From: David Woodhouse <dwmw2@infradead.org>
To: Sean Christopherson <seanjc@google.com>,
Gerd Hoffmann <kraxel@redhat.com>
Cc: Paolo Bonzini <pbonzini@redhat.com>,
Jonathan Corbet <corbet@lwn.net>,
Shuah Khan <skhan@linuxfoundation.org>,
Thomas Gleixner <tglx@kernel.org>, Ingo Molnar <mingo@redhat.com>,
Borislav Petkov <bp@alien8.de>,
Dave Hansen <dave.hansen@linux.intel.com>,
x86@kernel.org, "H. Peter Anvin" <hpa@zytor.com>,
Paul Durrant <paul@xen.org>,
kvm@vger.kernel.org, linux-doc@vger.kernel.org,
linux-kernel@vger.kernel.org, linux-kselftest@vger.kernel.org
Subject: Re: [PATCH] KVM: x86/xen: Add KVM_XEN_VCPU_ATTR_TYPE_WRITE_HYPERCALL_PAGE
Date: Fri, 26 Jun 2026 08:45:32 +0100 [thread overview]
Message-ID: <8edfdca645f691cb856e80ade830d78925fdc19d.camel@infradead.org> (raw)
In-Reply-To: <aj21KctIXuf7b_5G@google.com>
[-- Attachment #1: Type: text/plain, Size: 6198 bytes --]

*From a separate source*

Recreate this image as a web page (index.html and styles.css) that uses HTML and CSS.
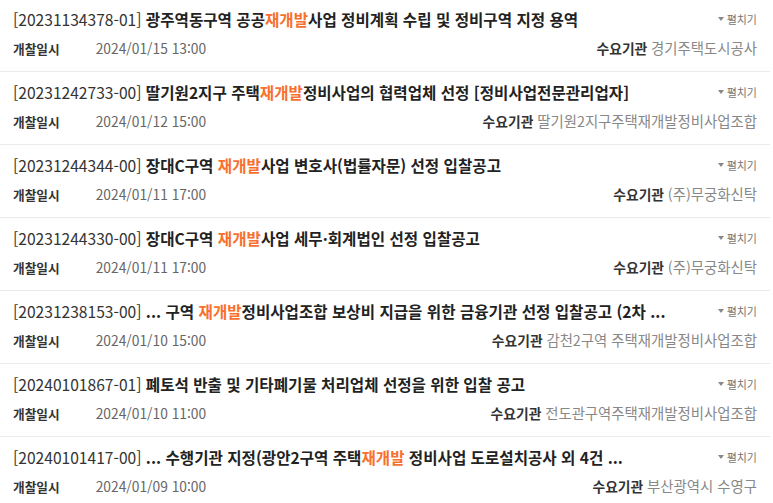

On Thu, 2026-06-25 at 16:09 -0700, Sean Christopherson wrote:
> On Tue, Apr 28, 2026, David Woodhouse wrote:
> > From: David Woodhouse <dwmw@amazon.co.uk>
> >
> > Commit 3617c0ee7decb ("KVM: x86/xen: Only write Xen hypercall page for
> > guest writes to MSR") blocked host-initiated writes from triggering the
> > Xen hypercall page setup, to fix an SRCU usage violation when the
> > hypercall MSR index collides with a real MSR written during vCPU reset.
> >
> > However, some VMMs legitimately need to trigger hypercall page setup
> > from host context. For example, a VMM may intercept the guest's MSR
> > write to track an epoch (for kexec/crash recovery), and then replay the
> > write as a host-initiated KVM_SET_MSRS to populate the hypercall page.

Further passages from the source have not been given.